Gli effetti chiaroscurali, com’è giusto che siano, sono relegati nell’Inferno dove acque scure di disperazione si alternano a fiotti di rosso acceso, ai bagliori improvvisi nella città di Dite, a baratri magmatici in cui sprofondano Dante e Virgilio i cui volti sono indecifrabili nelle tenebre. La figura umana viene rimpicciolita e ridimensionata rispetto alla grandiosità della cavità diabolica, in cui regna solo il male. Spesso per esprimere la furia degli iracondi, dei bestemmiatori e di altri peccatori prende forma la rappresentazione di cavalli imbizzarriti o al galoppo sfrenato, cari all’artista in altre sue precedenti opere.
Ma acque più azzurre accolgono i due poeti in riva al Lete ed all’Eunoe sulle vette del Purgatorio, come anticipo della visione paradisiaca.

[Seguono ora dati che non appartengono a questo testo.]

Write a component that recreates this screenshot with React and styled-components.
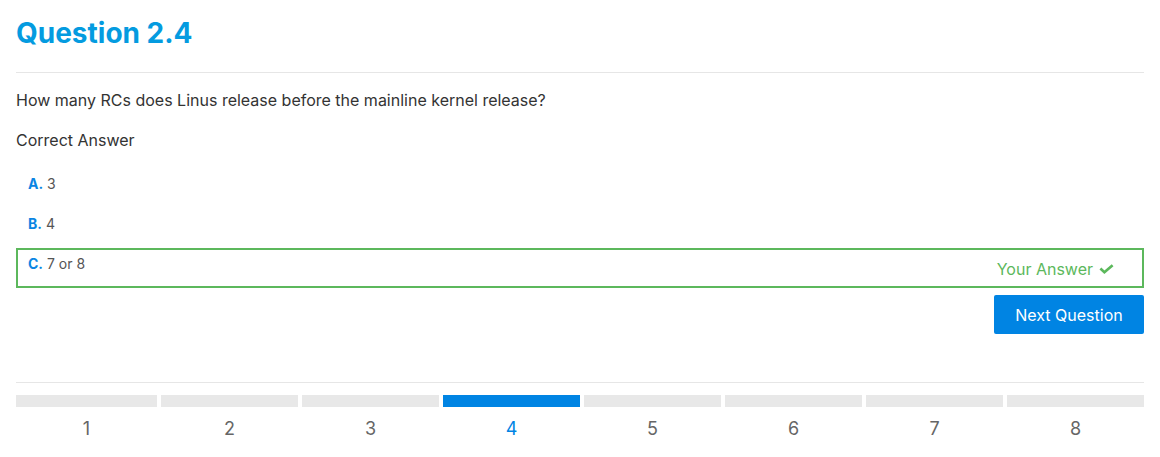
import React from "react";
import styled, { createGlobalStyle } from "styled-components";

const Global = createGlobalStyle`
  html, body { margin: 0; padding: 0; background: #fff; }
  body { font-family: Inter, "Noto Sans", sans-serif; color: #333; }
`;

const Page = styled.div`
  padding: 0 16px;
  display: flex;
  flex-direction: column;
`;

const Title = styled.h1`
  margin: 16px 0 0;
  padding-bottom: 22px;
  border-bottom: 1px solid #e6e6e6;
  font-size: 28px;
  line-height: 34px;
  font-weight: 700;
  color: #049be0;
`;

const Prompt = styled.p`
  margin: 15px 0 0;
  font-size: 16px;
  line-height: 24px;
  color: #333;
`;

const Subhead = styled.p`
  margin: 16px 0 0;
  font-size: 16px;
  line-height: 24px;
  color: #333;
`;

const Options = styled.div`
  margin-top: 16px;
  display: flex;
  flex-direction: column;
`;

const Option = styled.div`
  box-sizing: border-box;
  min-height: 40px;
  display: flex;
  justify-content: space-between;
  padding: 4px 28px 4px 10px;
  border: 2px solid ${(p) => (p.$selected ? "#5cb85c" : "transparent")};
`;

const OptionText = styled.div`
  align-self: flex-start;
  font-size: 14px;
  line-height: 20px;
  color: #555;
`;

const Letter = styled.span`
  font-weight: 700;
  color: #0a85e3;
`;

const Verdict = styled.div`
  align-self: center;
  display: flex;
  align-items: center;
  gap: 6px;
  font-size: 16px;
  line-height: 22px;
  color: #5cb85c;
  margin-top: 2px;
`;

const Actions = styled.div`
  display: flex;
  justify-content: flex-end;
  margin-top: 7px;
`;

const NextButton = styled.button`
  box-sizing: border-box;
  height: 39px;
  width: 150px;
  border: none;
  border-radius: 2px;
  background: #0084e3;
  color: #fff;
  font-family: Inter, "Noto Sans", sans-serif;
  font-size: 16px;
  cursor: pointer;
`;

const Divider = styled.div`
  margin-top: 48px;
  border-top: 1px solid #e6e6e6;
`;

const Steps = styled.div`
  display: grid;
  grid-template-columns: repeat(8, 1fr);
  margin-top: 12px;
`;

const Step = styled.div`
  display: flex;
  flex-direction: column;
  padding-left: ${(p) => (p.$first ? "0" : "4px")};
`;

const Bar = styled.div`
  height: 12px;
  background: ${(p) => (p.$active ? "#0084e3" : "#e8e8e8")};
`;

const StepNum = styled.div`
  margin-top: 8px;
  text-align: center;
  font-size: 18px;
  line-height: 27px;
  color: ${(p) => (p.$active ? "#0084e3" : "#666")};
`;

const Check = () => (
  <svg width="15" height="10" viewBox="0 0 15 10" aria-hidden="true">
    <polyline
      points="1.4,4.6 5.4,8.2 13.6,1.2"
      fill="none"
      stroke="#5cb85c"
      strokeWidth="2.7"
    />
  </svg>
);

const options = [
  { letter: "A.", text: "3" },
  { letter: "B.", text: "4" },
  { letter: "C.", text: "7 or 8", selected: true },
];

export default function App() {
  const current = 4;
  return (
    <>
      <Global />
      <Page>
        <Title>Question 2.4</Title>
        <Prompt>How many RCs does Linus release before the mainline kernel release?</Prompt>
        <Subhead>Correct Answer</Subhead>
        <Options>
          {options.map((o) => (
            <Option key={o.letter} $selected={o.selected}>
              <OptionText>
                <Letter>{o.letter}</Letter> {o.text}
              </OptionText>
              {o.selected && (
                <Verdict>
                  Your Answer <Check />
                </Verdict>
              )}
            </Option>
          ))}
        </Options>
        <Actions>
          <NextButton>Next Question</NextButton>
        </Actions>
        <Divider />
        <Steps>
          {Array.from({ length: 8 }, (_, i) => i + 1).map((n) => (
            <Step key={n} $first={n === 1}>
              <Bar $active={n === current} />
              <StepNum $active={n === current}>{n}</StepNum>
            </Step>
          ))}
        </Steps>
      </Page>
    </>
  );
}
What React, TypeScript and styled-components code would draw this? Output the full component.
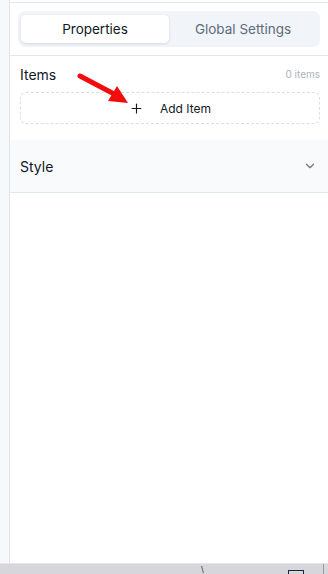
import React, { useState } from 'react'
import styled, { createGlobalStyle } from 'styled-components'
import { ChevronDown, Plus } from 'lucide-react'

const GlobalStyle = createGlobalStyle`
  html, body {
    margin: 0;
    padding: 0;
    background: #ffffff;
  }
  body {
    font-family: Inter, "Noto Sans", "Liberation Sans", sans-serif;
    color: #111827;
  }
`

export default function App() {
  const [activeTab, setActiveTab] = useState('properties')
  const [items] = useState([])

  return (
    <>
      <GlobalStyle />
      <Screen>
        <Main>
          <Gutter />
          <Panel>
            <TabsBar>
              <TabsTrack>
                <Tab active={activeTab === 'properties'} onClick={() => setActiveTab('properties')}>
                  Properties
                </Tab>
                <Tab active={activeTab === 'global'} onClick={() => setActiveTab('global')}>
                  Global Settings
                </Tab>
              </TabsTrack>
            </TabsBar>

            <ItemsSection>
              <SectionHead>
                <SectionTitle>Items</SectionTitle>
                <Count>{items.length} items</Count>
              </SectionHead>
              <AddButton>
                <Plus size={15} strokeWidth={1.8} />
                <span>Add Item</span>
              </AddButton>
              {/* annotation arrow from the screenshot */}
              <Arrow width="60" height="36" viewBox="0 0 60 36">
                <line x1="4" y1="4" x2="40" y2="23" stroke="#f20d0d" strokeWidth="5" strokeLinecap="round" />
                <polygon points="52,31 32,29 41,14" fill="#f20d0d" />
              </Arrow>
            </ItemsSection>

            <StyleRow>
              <SectionTitle>Style</SectionTitle>
              <ChevronDown size={14} color="#6b7280" strokeWidth={2} />
            </StyleRow>
          </Panel>
        </Main>
        <Taskbar>
          <TaskGlyph>\</TaskGlyph>
          <TaskBox />
          <TaskEdge />
        </Taskbar>
      </Screen>
    </>
  )
}

const Screen = styled.div`
  width: 328px;
  height: 574px;
  display: flex;
  flex-direction: column;
  overflow: hidden;
`
const Main = styled.div`
  flex: 1;
  display: flex;
  min-height: 0;
`
const Gutter = styled.div`
  width: 9px;
  background: #f6f9fb;
  border-right: 1px solid #dfe5eb;
`
const Panel = styled.section`
  flex: 1;
  display: flex;
  flex-direction: column;
  padding-top: 2px;
`
const TabsBar = styled.div`
  border-top: 1px solid #e3e8ee;
  border-bottom: 1px solid #e3e8ee;
  padding: 8px 8px 8px 8px;
`
const TabsTrack = styled.div`
  display: flex;
  background: #f1f4f8;
  border-radius: 7px;
  padding: 4px 3px;
  height: 28px;
`
const Tab = styled.button`
  flex: 1;
  border: none;
  border-radius: 5px;
  font-family: inherit;
  font-size: 13.5px;
  cursor: pointer;
  background: ${p => (p.active ? '#ffffff' : 'transparent')};
  color: ${p => (p.active ? '#111827' : '#5f6b7b')};
  box-shadow: ${p => (p.active ? '0 1px 3px rgba(15, 23, 42, 0.12)' : 'none')};
`
const ItemsSection = styled.div`
  position: relative;
  padding: 9px 8px 16px 10px;
`
const SectionHead = styled.div`
  display: flex;
  align-items: center;
  justify-content: space-between;
  height: 18px;
  margin-bottom: 9px;
`
const SectionTitle = styled.span`
  font-size: 14px;
  color: #111827;
`
const Count = styled.span`
  font-size: 10px;
  color: #aab4c0;
`
const AddButton = styled.button`
  width: 100%;
  height: 32px;
  display: flex;
  align-items: center;
  justify-content: center;
  gap: 16px;
  padding: 0;
  border: 1px dashed #d9dfe7;
  border-radius: 6px;
  background: #ffffff;
  font-family: inherit;
  font-size: 12px;
  color: #111827;
  cursor: pointer;
`
const Arrow = styled.svg`
  position: absolute;
  left: 66px;
  top: 16px;
  pointer-events: none;
`
const StyleRow = styled.div`
  height: 52px;
  display: flex;
  align-items: center;
  justify-content: space-between;
  padding: 0 11px 0 10px;
  background: #f8fafc;
  border-bottom: 1px solid #e3e8ee;
`
const Taskbar = styled.div`
  position: relative;
  height: 10px;
  background: #d7d7db;
  border-top: 1px solid #e6e6ea;
`
const TaskGlyph = styled.span`
  position: absolute;
  left: 201px;
  top: 1px;
  font-size: 8px;
  line-height: 8px;
  color: #222;
`
const TaskBox = styled.div`
  position: absolute;
  left: 288px;
  top: 6px;
  width: 14px;
  height: 8px;
  border: 1px solid #1c2340;
`
const TaskEdge = styled.div`
  position: absolute;
  right: 4px;
  top: 0;
  width: 1px;
  height: 10px;
  background: #9a9aa0;
`
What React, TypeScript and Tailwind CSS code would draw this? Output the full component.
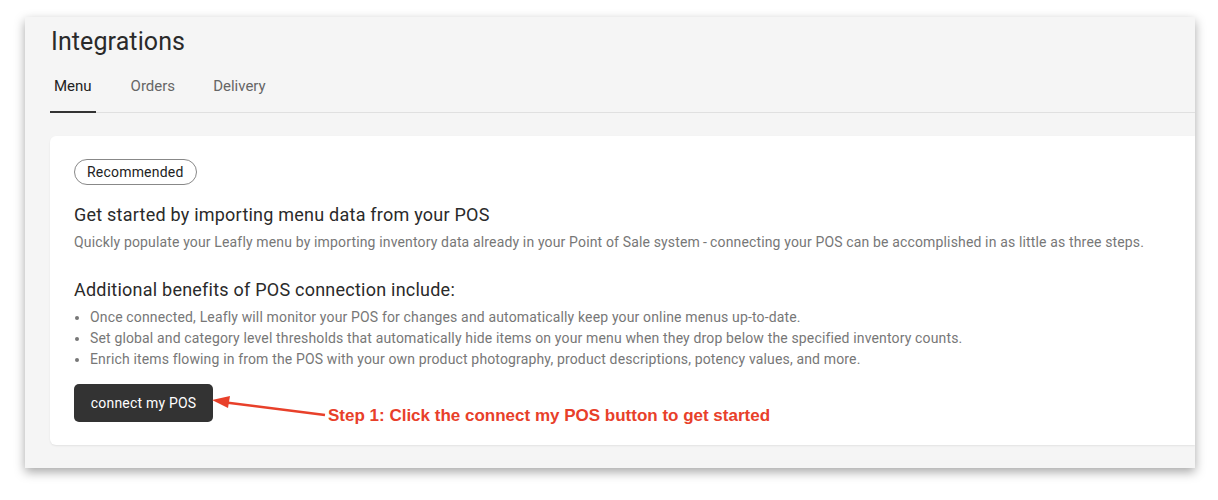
import React from "react";

export default function App() {
  const font = { fontFamily: 'Roboto, "Liberation Sans", sans-serif' };
  return (
    <div className="w-[1218px] h-[500px] bg-white relative overflow-hidden" style={font}>
      <div className="absolute left-[25px] top-[17px] w-[1170px] h-[451px] bg-[#f5f5f5] shadow-[0_4px_10px_rgba(0,0,0,0.35)] overflow-hidden">
        <div className="pl-[25px]">
          <h1 className="text-[25px] leading-[50px] text-[#2a2a2a] tracking-[0.1px] pl-px">Integrations</h1>
          <div className="flex border-b border-[#e0e0e0] h-[46px] items-stretch">
            <div className="px-[4px] border-b-2 border-[#333] text-[15px] text-[#222] flex items-start pt-[8px] -mb-px">Menu</div>
            <div className="ml-[35px] text-[15px] text-[#666] flex items-start pt-[8px]">Orders</div>
            <div className="ml-[38px] text-[15px] text-[#666] flex items-start pt-[8px]">Delivery</div>
          </div>
          <div className="mt-[23px] bg-white rounded-l-[6px] h-[309px] pl-[24px] pt-[23px] shadow-[0_1px_2px_rgba(0,0,0,0.08)]">
            <span className="inline-block border border-[#888] rounded-full px-[12px] h-[26px] leading-[24px] text-[14px] text-[#222] tracking-[0.2px]">Recommended</span>
            <h2 className="mt-[17px] text-[18px] leading-[26px] text-[#2a2a2a] tracking-[0.23px]">Get started by importing menu data from your POS</h2>
            <p className="mt-[1px] text-[14px] leading-[26px] text-[#777] tracking-[0.15px]">Quickly populate your Leafly menu by importing inventory data already in your Point of Sale system{"\u2009"}-{"\u2009"}connecting your POS can be accomplished in as little as three steps.</p>
            <h2 className="mt-[22px] text-[18px] leading-[26px] text-[#2a2a2a] tracking-[0.23px]">Additional benefits of POS connection include:</h2>
            <ul className="text-[14px] leading-[21px] text-[#777] list-disc pl-[16px] mt-[4px] tracking-[0.15px]">
              <li>Once connected, Leafly will monitor your POS for changes and automatically keep your online menus up-to-date.</li>
              <li>Set global and category level thresholds that automatically hide items on your menu when they drop below the specified inventory counts.</li>
              <li>Enrich items flowing in from the POS with your own product photography, product descriptions, potency values, and more.</li>
            </ul>
            <button className="mt-[14px] bg-[#333] text-white text-[14px] rounded-[5px] w-[139px] h-[38px] tracking-[0.2px]">connect my POS</button>
          </div>
        </div>
      </div>
      <svg className="absolute left-0 top-0" width="1218" height="500">
        <line x1="222" y1="402" x2="325" y2="415" stroke="#e8402a" strokeWidth="2.5" />
        <polygon points="212,400 230,396 228,408" fill="#e8402a" />
      </svg>
      <div className="absolute left-[328px] top-[405px] text-[17px] font-bold text-[#e8402a] leading-[22px]" style={{ fontFamily: '"Liberation Sans", Arial, sans-serif' }}>
        Step 1: Click the connect my POS button to get started
      </div>
    </div>
  );
}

Qui, sfere rotanti di celestiale bellezza portano al “miro gurge”, alla contemplazione di Dio. Più che mai allora la fisicità nel luogo di delizia lascia il posto a trasparenze luminose di vaghe fattezze umane, trasfigurate.
L’arte pittorica di Gianni Testa s’è fatta studio religioso e morale, ha seguito la poesia dell’illustre autore, traducendosi in un’estetica adeguata al soggetto grandioso che trattava, frantumando gli spazi visivi, inventando piani e ponti, gorghi di luce, nel gigantesco tentativo di rendere finito e comprensibile, l’infinito e l’incommensurabile. La sua arte non è descrittiva e decorativa, nè ascrivibile a uno specifico indirizzo d’appartenenza, ma libera e dinamica, obbediente solo ad una profonda intuizione, con tratti impressionistici che ben traducono l’emozione di rivisitazioni naturali o di situazioni oniriche.